What to produce: Return the listing below verbatim. Pictures do not belong in the copy.

::::

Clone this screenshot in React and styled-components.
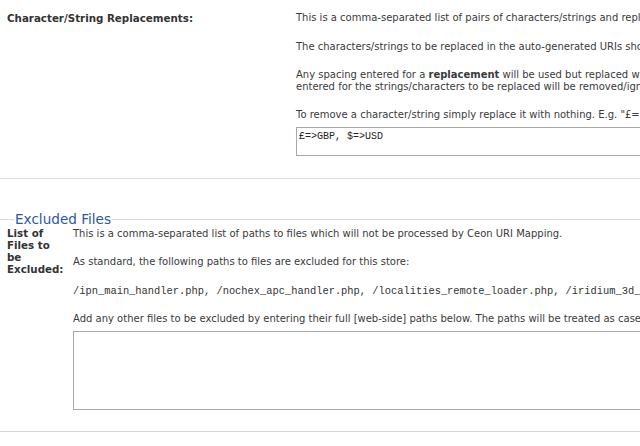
import React from "react";
import styled, { createGlobalStyle } from "styled-components";

const GlobalStyle = createGlobalStyle`
  html, body {
    margin: 0;
    padding: 0;
    background: #fff;
  }
  body {
    font-family: "DejaVu Sans", Verdana, sans-serif;
    font-size: 10px;
    color: #3a3a3a;
  }
`;

const Page = styled.div`
  width: 640px;
  height: 446px;
  overflow: hidden;
`;

const Section = styled.div`
  display: grid;
  grid-template-columns: 296px 800px;
  padding: 12px 0 22px;
  border-bottom: 1px solid #dcdcdc;
`;

const Label = styled.div`
  padding-left: 7px;
  font-weight: bold;
  font-size: 10.3px;
  color: #333;
  line-height: 12px;
`;

const Content = styled.div`
  line-height: 12px;
  white-space: nowrap;
`;

const Para = styled.p`
  margin: 0 0 ${(p) => p.$gap || 17}px;
`;

const Mono = styled.p`
  margin: 0 0 16px;
  font-family: "Liberation Mono", "Courier New", monospace;
  font-size: 10.4px;
  color: #333;
`;

const TextArea = styled.div`
  box-sizing: border-box;
  width: 760px;
  height: ${(p) => p.$h}px;
  border: 1px solid #a8a8a8;
  border-right: none;
  background: #fff;
  padding: 3px 2px;
  font-family: "Liberation Mono", "Courier New", monospace;
  font-size: 10px;
  color: #222;
`;

const Fieldset = styled.fieldset`
  margin: 33px 0 0;
  padding: 0 0 21px;
  border: none;
  border-top: 1px solid #d8d8d8;
  border-bottom: 1px solid #d8d8d8;
  min-width: 0;
`;

const Legend = styled.legend`
  margin-left: 14px;
  padding: 0 1px;
  font-size: 13.6px;
  color: #2a56a8;
  line-height: 14px;
`;

const FieldRow = styled.div`
  display: grid;
  grid-template-columns: 73px 800px;
  padding-top: 2px;
`;

const SmallLabel = styled(Label)`
  width: 58px;
  margin-top: -1px;
`;

export default function App() {
  return (
    <Page>
      <GlobalStyle />
      <Section>
        <Label>Character/String Replacements:</Label>
        <Content>
          <Para>
            This is a comma-separated list of pairs of characters/strings and replacements to be used.
          </Para>
          <Para $gap={16}>
            The characters/strings to be replaced in the auto-generated URIs should be separated from their replacements.
          </Para>
          <Para $gap={16}>
            Any spacing entered for a <b>replacement</b> will be used but replaced with the configured whitespace replacement character.
            <br />
            entered for the strings/characters to be replaced will be removed/ignored.
          </Para>
          <Para $gap={6}>
            To remove a character/string simply replace it with nothing. E.g. "£=&gt;"
          </Para>
          <TextArea $h={29}>£=&gt;GBP, $=&gt;USD</TextArea>
        </Content>
      </Section>
      <Fieldset>
        <Legend>Excluded Files</Legend>
        <FieldRow>
          <SmallLabel>List of Files to be Excluded:</SmallLabel>
          <Content>
            <Para $gap={16}>
              This is a comma-separated list of paths to files which will not be processed by Ceon URI Mapping.
            </Para>
            <Para $gap={17}>
              As standard, the following paths to files are excluded for this store:
            </Para>
            <Mono>
              /ipn_main_handler.php, /nochex_apc_handler.php, /localities_remote_loader.php, /iridium_3d_secure.php
            </Mono>
            <Para $gap={6}>
              Add any other files to be excluded by entering their full [web-side] paths below. The paths will be treated as case-sensitive.
            </Para>
            <TextArea $h={79} />
          </Content>
        </FieldRow>
      </Fieldset>
    </Page>
  );
}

::::

The reply:
Clone this screenshot in React and styled-components.
import React from "react";
import styled, { createGlobalStyle } from "styled-components";

const GlobalStyle = createGlobalStyle`
  html, body {
    margin: 0;
    padding: 0;
    background: #fff;
  }
  body {
    font-family: "DejaVu Sans", Verdana, sans-serif;
    font-size: 10px;
    color: #3a3a3a;
  }
`;

const Page = styled.div`
  width: 640px;
  height: 446px;
  overflow: hidden;
`;

const Section = styled.div`
  display: grid;
  grid-template-columns: 296px 800px;
  padding: 12px 0 22px;
  border-bottom: 1px solid #dcdcdc;
`;

const Label = styled.div`
  padding-left: 7px;
  font-weight: bold;
  font-size: 10.3px;
  color: #333;
  line-height: 12px;
`;

const Content = styled.div`
  line-height: 12px;
  white-space: nowrap;
`;

const Para = styled.p`
  margin: 0 0 ${(p) => p.$gap || 17}px;
`;

const Mono = styled.p`
  margin: 0 0 16px;
  font-family: "Liberation Mono", "Courier New", monospace;
  font-size: 10.4px;
  color: #333;
`;

const TextArea = styled.div`
  box-sizing: border-box;
  width: 760px;
  height: ${(p) => p.$h}px;
  border: 1px solid #a8a8a8;
  border-right: none;
  background: #fff;
  padding: 3px 2px;
  font-family: "Liberation Mono", "Courier New", monospace;
  font-size: 10px;
  color: #222;
`;

const Fieldset = styled.fieldset`
  margin: 33px 0 0;
  padding: 0 0 21px;
  border: none;
  border-top: 1px solid #d8d8d8;
  border-bottom: 1px solid #d8d8d8;
  min-width: 0;
`;

const Legend = styled.legend`
  margin-left: 14px;
  padding: 0 1px;
  font-size: 13.6px;
  color: #2a56a8;
  line-height: 14px;
`;

const FieldRow = styled.div`
  display: grid;
  grid-template-columns: 73px 800px;
  padding-top: 2px;
`;

const SmallLabel = styled(Label)`
  width: 58px;
  margin-top: -1px;
`;

export default function App() {
  return (
    <Page>
      <GlobalStyle />
      <Section>
        <Label>Character/String Replacements:</Label>
        <Content>
          <Para>
            This is a comma-separated list of pairs of characters/strings and replacements to be used.
          </Para>
          <Para $gap={16}>
            The characters/strings to be replaced in the auto-generated URIs should be separated from their replacements.
          </Para>
          <Para $gap={16}>
            Any spacing entered for a <b>replacement</b> will be used but replaced with the configured whitespace replacement character.
            <br />
            entered for the strings/characters to be replaced will be removed/ignored.
          </Para>
          <Para $gap={6}>
            To remove a character/string simply replace it with nothing. E.g. "£=&gt;"
          </Para>
          <TextArea $h={29}>£=&gt;GBP, $=&gt;USD</TextArea>
        </Content>
      </Section>
      <Fieldset>
        <Legend>Excluded Files</Legend>
        <FieldRow>
          <SmallLabel>List of Files to be Excluded:</SmallLabel>
          <Content>
            <Para $gap={16}>
              This is a comma-separated list of paths to files which will not be processed by Ceon URI Mapping.
            </Para>
            <Para $gap={17}>
              As standard, the following paths to files are excluded for this store:
            </Para>
            <Mono>
              /ipn_main_handler.php, /nochex_apc_handler.php, /localities_remote_loader.php, /iridium_3d_secure.php
            </Mono>
            <Para $gap={6}>
              Add any other files to be excluded by entering their full [web-side] paths below. The paths will be treated as case-sensitive.
            </Para>
            <TextArea $h={79} />
          </Content>
        </FieldRow>
      </Fieldset>
    </Page>
  );
}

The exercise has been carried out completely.